Overview: Most of Unit 9 squirrel habitat is located east of Highway 64 on the Kaibab National Forest, which has maps available (Williams/Tusayan map). The Grand Canyon National Park borders Unit 9 to the north and hunting is not allowed. The boundary is well marked, so please be aware of where you are. It is a federal violation to have loaded weapons inside the park boundary.
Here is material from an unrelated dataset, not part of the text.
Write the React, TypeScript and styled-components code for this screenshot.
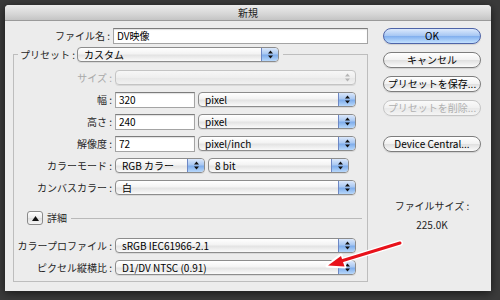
import React from 'react';
import styled, {createGlobalStyle} from 'styled-components';

const GlobalStyle = createGlobalStyle`
  html, body {
    margin: 0;
    padding: 0;
    background: #3b3b3b;
  }
  body {
    width: 500px;
    height: 300px;
    overflow: hidden;
    font-family: "Noto Sans CJK JP", "Noto Sans", sans-serif;
  }
`

const Page = styled.div`
  padding: 5px 0 0 5px;
`

const Dialog = styled.div`
  position: relative;
  width: 486px;
  height: 286px;
  display: flex;
  flex-direction: column;
  background: #ececec;
  border-radius: 4px 4px 0 0;
  box-shadow: 0 2px 10px rgba(0, 0, 0, 0.6);
  overflow: hidden;
`

const TitleBar = styled.div`
  height: 15px;
  flex: none;
  display: flex;
  align-items: center;
  justify-content: center;
  background: linear-gradient(#ececec, #d6d6d6 60%, #c4c4c4);
  border-bottom: 1px solid #9a9a9a;
  color: #222;
  font-size: 10px;
  line-height: 1;
`

const Body = styled.div`
  flex: 1;
  display: flex;
  gap: 15px;
  padding: 7px 10px 0 8px;
`

const LeftColumn = styled.div`
  width: 355px;
  display: flex;
  flex-direction: column;
`

const RightColumn = styled.div`
  width: 98px;
  display: flex;
  flex-direction: column;
  align-items: center;
`

const Row = styled.div<{ $gap?: number }>`
  display: flex;
  align-items: center;
  height: 15px;
  gap: ${p => p.$gap ?? 3}px;
`

const Label = styled.span<{ $w?: number; $disabled?: boolean }>`
  width: ${p => (p.$w ? `${p.$w}px` : 'auto')};
  flex: none;
  text-align: right;
  font-size: 10px;
  line-height: 1;
  white-space: nowrap;
  color: ${p => (p.$disabled ? '#a8a8a8' : '#262626')};
`

const TextField = styled.input<{ $w?: number }>`
  box-sizing: border-box;
  height: 16px;
  width: ${p => (p.$w ? `${p.$w}px` : 'auto')};
  flex: ${p => (p.$w ? 'none' : 1)};
  min-width: 0;
  margin: 0;
  padding: 0 3px;
  border: 1px solid #a4a4a4;
  border-top-color: #7c7c7c;
  box-shadow: inset 0 1px 1px rgba(0, 0, 0, 0.12);
  background: #fff;
  font-family: inherit;
  font-size: 10px;
  color: #000;
  outline: none;
`

const PopUp = styled.div<{ $w?: number; $disabled?: boolean }>`
  box-sizing: border-box;
  height: 15px;
  width: ${p => (p.$w ? `${p.$w}px` : 'auto')};
  flex: ${p => (p.$w ? 'none' : 1)};
  display: flex;
  align-items: center;
  padding-left: 6px;
  border: 1px solid ${p => (p.$disabled ? '#c4c4c4' : '#8c8c8c')};
  border-radius: 4px;
  background: ${p => (p.$disabled
    ? 'linear-gradient(#f7f7f7, #eeeeee 50%, #e6e6e6 51%, #f1f1f1)'
    : 'linear-gradient(#ffffff, #f3f3f3 45%, #e3e3e3 55%, #fafafa)')};
  box-shadow: 0 1px 0 rgba(0, 0, 0, 0.08);
  font-size: 10px;
  line-height: 1;
  color: #000;
  white-space: nowrap;
  overflow: hidden;
`

const PopUpText = styled.span`
  flex: 1;
`

const ArrowCap = styled.span<{ $disabled?: boolean }>`
  align-self: stretch;
  width: 16px;
  flex: none;
  display: flex;
  align-items: center;
  justify-content: center;
  border-radius: 0 3px 3px 0;
  border-left: 1px solid ${p => (p.$disabled ? 'transparent' : '#6d87c4')};
  background: ${p => (p.$disabled
    ? 'transparent'
    : 'linear-gradient(#dbe8fb, #a9c8f2 45%, #7fadeb 55%, #b8d8fb)')};
`

const Fieldset = styled.fieldset`
  margin: 4px 0 0 0;
  padding: 0 9px 6px 0;
  border: 1px solid #bdbdbd;
  border-radius: 0;
  min-width: 0;
`

const Legend = styled.legend`
  margin-left: 4px;
  padding: 0 4px 0 2px;
`

const Rows = styled.div`
  display: flex;
  flex-direction: column;
  gap: 7px;
  padding-top: 8px;
`

const DisclosureRow = styled.div`
  display: flex;
  align-items: center;
  gap: 4px;
  height: 14px;
  margin: 16px 0 5px 13px;
`

const DisclosureButton = styled.span`
  box-sizing: border-box;
  width: 16px;
  height: 14px;
  display: flex;
  align-items: center;
  justify-content: center;
  border: 1px solid #8a8a8a;
  border-radius: 3px;
  background: linear-gradient(#ffffff, #ececec 50%, #dedede 51%, #f6f6f6);
`

const Rule = styled.span`
  flex: 1;
  height: 1px;
  margin-right: -4px;
  background: #b9b9b9;
`

const PushButton = styled.div<{ $default?: boolean; $disabled?: boolean }>`
  box-sizing: border-box;
  width: 98px;
  height: 16px;
  display: flex;
  align-items: center;
  justify-content: center;
  border-radius: 8px;
  font-size: 10px;
  line-height: 1;
  white-space: nowrap;
  color: ${p => (p.$disabled ? '#b0b0b0' : '#000')};
  border: 1px solid ${p => (p.$default ? '#4e64a8' : p.$disabled ? '#c6c6c6' : '#7d7d7d')};
  background: ${p => (p.$default
    ? 'linear-gradient(#dce9fc, #a7c7f3 48%, #81afee 52%, #c3e1ff)'
    : p.$disabled
      ? 'linear-gradient(#fafafa, #f0f0f0 50%, #e9e9e9 51%, #f4f4f4)'
      : 'linear-gradient(#ffffff, #f2f2f2 48%, #e0e0e0 52%, #fbfbfb)')};
  box-shadow: 0 1px 1px rgba(0, 0, 0, ${p => (p.$disabled ? 0.03 : 0.12)});
`

const ButtonStack = styled.div`
  display: flex;
  flex-direction: column;
  gap: 8px;
`

const SizeInfo = styled.div`
  margin-top: 49px;
  display: flex;
  flex-direction: column;
  align-items: center;
  gap: 9px;
  font-size: 10px;
  line-height: 1;
  color: #262626;
`

const Annotation = styled.svg`
  position: absolute;
  left: 0;
  top: 0;
  pointer-events: none;
`

const Steppers = ({disabled}: { disabled?: boolean }) => (
  <svg width="5" height="9" viewBox="0 0 5 9">
    <path d="M2.5 0.5 L5 3.5 L0 3.5 Z M2.5 8.5 L5 5.5 L0 5.5 Z" fill={disabled ? '#b5b5b5' : '#111'}/>
  </svg>
)

type PopUpProps = {
  text?: string
  w?: number
  disabled?: boolean
}

const Select = ({text, w, disabled}: PopUpProps) => (
  <PopUp $w={w} $disabled={disabled}>
    <PopUpText>{text}</PopUpText>
    <ArrowCap $disabled={disabled}><Steppers disabled={disabled}/></ArrowCap>
  </PopUp>
)

const FIELD_LABEL = 98

export default function App() {
  return (
    <Page>
      <GlobalStyle/>
      <Dialog>
        <TitleBar>新規</TitleBar>
        <Body>
          <LeftColumn>
            <Row>
              <Label $w={97}>ファイル名 :</Label>
              <TextField readOnly value="DV映像"/>
            </Row>

            <Fieldset>
              <Legend>
                <Row $gap={2}>
                  <Label>プリセット :</Label>
                  <Select text="カスタム" w={202}/>
                </Row>
              </Legend>
              <Rows>
                <Row>
                  <Label $w={FIELD_LABEL} $disabled>サイズ :</Label>
                  <Select w={241} disabled/>
                </Row>
                <Row>
                  <Label $w={FIELD_LABEL}>幅 :</Label>
                  <TextField readOnly value="320" $w={80}/>
                  <Select text="pixel" w={158}/>
                </Row>
                <Row>
                  <Label $w={FIELD_LABEL}>高さ :</Label>
                  <TextField readOnly value="240" $w={80}/>
                  <Select text="pixel" w={158}/>
                </Row>
                <Row>
                  <Label $w={FIELD_LABEL}>解像度 :</Label>
                  <TextField readOnly value="72" $w={80}/>
                  <Select text="pixel/inch" w={158}/>
                </Row>
                <Row>
                  <Label $w={FIELD_LABEL}>カラーモード :</Label>
                  <Select text="RGB カラー" w={90}/>
                  <Select text="8 bit" w={141}/>
                </Row>
                <Row>
                  <Label $w={FIELD_LABEL}>カンバスカラー :</Label>
                  <Select text="白" w={241}/>
                </Row>
              </Rows>

              <DisclosureRow>
                <DisclosureButton>
                  <svg width="7" height="5" viewBox="0 0 7 5">
                    <path d="M3.5 0 L7 5 L0 5 Z" fill="#111"/>
                  </svg>
                </DisclosureButton>
                <Label>詳細</Label>
                <Rule/>
              </DisclosureRow>

              <Rows>
                <Row>
                  <Label $w={FIELD_LABEL}>カラープロファイル :</Label>
                  <Select text="sRGB IEC61966-2.1" w={241}/>
                </Row>
                <Row>
                  <Label $w={FIELD_LABEL}>ピクセル縦横比 :</Label>
                  <Select text="D1/DV NTSC (0.91)" w={241}/>
                </Row>
              </Rows>
            </Fieldset>
          </LeftColumn>

          <RightColumn>
            <ButtonStack>
              <PushButton $default>OK</PushButton>
              <PushButton>キャンセル</PushButton>
              <PushButton>プリセットを保存...</PushButton>
              <PushButton $disabled>プリセットを削除...</PushButton>
              <PushButton style={{marginTop: 12}}>Device Central...</PushButton>
            </ButtonStack>
            <SizeInfo>
              <span>ファイルサイズ :</span>
              <span>225.0K</span>
            </SizeInfo>
          </RightColumn>
        </Body>

        <Annotation width="486" height="286" viewBox="0 0 486 286">
          <g transform="translate(-5 -5)">
            <path d="M400 243 L338 262" stroke="#fff" strokeWidth="6" strokeLinecap="round"/>
            <path d="M327 266 L341 255 L345 267 Z" fill="#fff" stroke="#fff" strokeWidth="3" strokeLinejoin="round"/>
            <path d="M400 243 L338 262" stroke="#e8121b" strokeWidth="3" strokeLinecap="round"/>
            <path d="M328 265.5 L341 256 L344.5 266.5 Z" fill="#e8121b"/>
          </g>
        </Annotation>
      </Dialog>
    </Page>
  );
}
Squirrel populations will cycle with weather patterns. In Unit 9, there is an archery squirrel season in late August and September and general squirrel hunt in October and November. The bag limit is five squirrels per day and the possession limit is ten. Lawful taking methods for the general squirrel hunt are described in Commission Rule R12-4-304B.1 and include: firearms not prohibited in R12-4-303, bow and arrow, crossbow, pneumatic weapons, slingshots, and falconry. The highest densities of squirrels will be found in the ponderosa pine habitats. They can be found in pinyon-juniper woodlands close to the ponderosa pine habitats, but in low densities. Squirrels will be active throughout the day, but sometimes more so in the mornings.
Areas: Most of Unit 9’s squirrel habitats are located east of Highway 64 on the Kaibab National Forest. The area from Tusayan going east towards Michigan Tank is where the highest densities will be found. This includes Forest Roads 301, 301A, 302, 303, 304, 305A, 308, 310, 311, 316, 317, 320, 339, 343, 684, 688, 902, 2719, 2741, and 2752.
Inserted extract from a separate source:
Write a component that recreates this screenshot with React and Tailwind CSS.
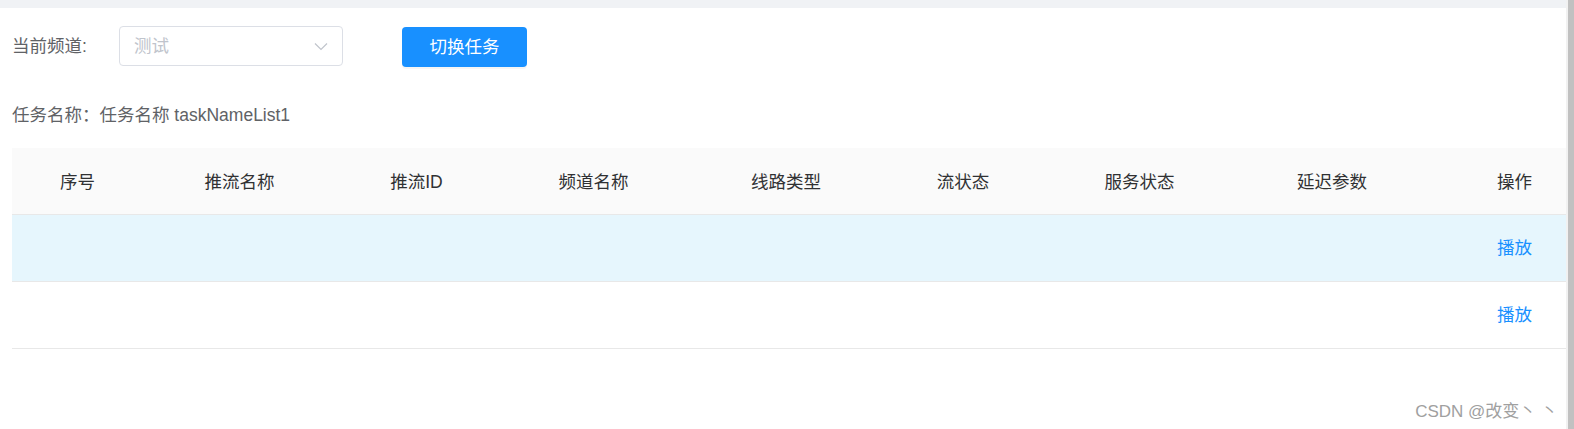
import React from "react";

const cols = [
  { t: "序号", w: "w-[131px]" },
  { t: "推流名称", w: "w-[193px]" },
  { t: "推流ID", w: "w-[161px]" },
  { t: "频道名称", w: "w-[193px]" },
  { t: "线路类型", w: "w-[192px]" },
  { t: "流状态", w: "w-[162px]" },
  { t: "服务状态", w: "w-[191px]" },
  { t: "延迟参数", w: "w-[194px]" },
];

function Row({ bg, children }) {
  return (
    <div className={`flex h-[67px] items-center border-b border-[#e8e8e8] ${bg}`}>
      {cols.map((c, i) => (
        <div key={i} className={`${c.w} shrink-0 text-center`} />
      ))}
      <div className="flex-1 pl-[34px] text-center">{children}</div>
    </div>
  );
}

export default function App() {
  return (
    <div
      className="relative flex h-[429px] w-[1574px] overflow-hidden bg-white text-[17.5px]"
      style={{ fontFamily: "'Liberation Sans', 'Noto Sans CJK SC', sans-serif" }}
    >
      <div className="flex-1">
        <div className="h-2 bg-[#f0f2f5]" />
        <div className="pl-3">
          <div className="mt-[17px] flex items-center">
            <span className="w-[107px] text-[#606266]">当前频道:</span>
            <div className="flex h-10 w-[224px] items-center justify-between rounded-[4px] border border-[#dcdfe6] pl-[14px] pr-[14px]">
              <span className="text-[#c0c4cc]">测试</span>
              <svg width="14" height="9" viewBox="0 0 14 9" fill="none">
                <path d="M1 1.5 L7 7.5 L13 1.5" stroke="#c0c4cc" strokeWidth="1.2" />
              </svg>
            </div>
            <button className="ml-[59px] mt-[2px] h-10 w-[125px] rounded-[4px] bg-[#1890ff] text-white shadow-[0_2px_0_rgba(0,0,0,0.04)]">
              切换任务
            </button>
          </div>
          <div className="mt-[35px] leading-[26px] text-[#606266]">任务名称：任务名称 taskNameList1</div>
          <div className="mt-[20px] text-[#303133]">
            <div className="flex h-[67px] items-center border-b border-[#e8e8e8] bg-[#fafafa] pt-[2px]">
              {cols.map((c, i) => (
                <div key={i} className={`${c.w} shrink-0 text-center`}>
                  {c.t}
                </div>
              ))}
              <div className="flex-1 pl-[34px] text-center">操作</div>
            </div>
            <Row bg="bg-[#e6f6fd]">
              <span className="text-[#1890ff]">播放</span>
            </Row>
            <Row bg="bg-white">
              <span className="text-[#1890ff]">播放</span>
            </Row>
          </div>
        </div>
      </div>
      <div className="flex w-2 shrink-0">
        <div className="w-[2px] bg-[#f1f1f1]" />
        <div className="flex-1 bg-[#c1c1c1]" />
      </div>
      <div className="absolute bottom-[5px] right-[16px] text-[17px] text-[#a0a0a0]">
        CSDN @改变丶 丶
      </div>
    </div>
  );
}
Overview: Unit 9 has an increasing population of javelina. The animals are scattered throughout the unit, and can be found just about anywhere. There is currently an archery javelina hunt in Unit 9 which is part of a multi-unit hunt, but very few people choose to hunt the area. At times they may be tough to find.
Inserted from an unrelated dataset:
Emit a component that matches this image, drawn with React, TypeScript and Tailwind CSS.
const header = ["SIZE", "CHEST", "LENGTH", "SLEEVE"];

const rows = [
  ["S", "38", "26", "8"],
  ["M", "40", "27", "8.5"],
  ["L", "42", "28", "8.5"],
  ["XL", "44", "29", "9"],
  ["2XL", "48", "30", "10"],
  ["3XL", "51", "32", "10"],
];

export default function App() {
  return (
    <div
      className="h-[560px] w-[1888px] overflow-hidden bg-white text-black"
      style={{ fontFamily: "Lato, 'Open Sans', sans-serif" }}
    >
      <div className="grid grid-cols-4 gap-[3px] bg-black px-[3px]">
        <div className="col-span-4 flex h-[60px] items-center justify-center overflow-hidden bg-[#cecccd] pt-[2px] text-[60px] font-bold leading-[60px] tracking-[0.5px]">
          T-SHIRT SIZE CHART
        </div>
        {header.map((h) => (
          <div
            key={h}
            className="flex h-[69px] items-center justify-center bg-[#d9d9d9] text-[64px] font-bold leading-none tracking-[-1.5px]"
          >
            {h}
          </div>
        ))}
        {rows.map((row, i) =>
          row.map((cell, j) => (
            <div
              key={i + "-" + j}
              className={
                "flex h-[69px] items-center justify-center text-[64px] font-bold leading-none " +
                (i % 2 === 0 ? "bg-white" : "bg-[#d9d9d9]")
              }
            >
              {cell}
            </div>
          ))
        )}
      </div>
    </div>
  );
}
Kaibab National Forest Service New Regulations
The Travel Management Rule will be implemented on the Tusayan Ranger District in the Fall of 2011. This was a federal rule that required all national forests and grasslands to designate a system of roads, trails and areas for motorized use, and to prohibit all motor vehicle use off the designated systems.
Forest planners undertook a lengthy process to determine what roads were most important to the various user groups, what areas were most in need of protection and what members of the public had to say. Each district of the Kaibab National Forest will issue free Motor Vehicle Use Maps that indicate what roads are open to motor vehicle travel and what roads are closed. Maps are available at Kaibab National Forest offices and on National Forest website at www.fs.usda.gov/goto/kaibab/tmr.
Basic Information Regarding Travel Management Rule
Driving off of designated roads is no longer allowed except in very specific circumstances. Unless otherwise specified, motorists can drive up to 30 feet from the side of the road.
Hunters can drive off the road to retrieve a legally killed elk using the most direct and least ground disturbing route in and out (one trip in, one trip out).
In many areas, short routes have been added to the road system to access recreation opportunities including motorized dispersed camping. Use the free Motor Vehicle Use Map to locate these routes.
Rules for gathering fuelwood are handled through fuelwood permits. Check the map that accompanies the permit.
It is your responsibility to ensure you are driving on an open road. Use the free Motor Vehicle Use Map to determine whether your route is on the authorized road system.
Driving off road or off the designated road system is a violation that could result in a ticket.
Arizona State law applies to all maintained roads on the forest. For additional information, visit: https://www.azgfd.gov/outdoor_recreation/off_highway.shtml.
Remember: Nature Rules! Stay on designated roads and trails.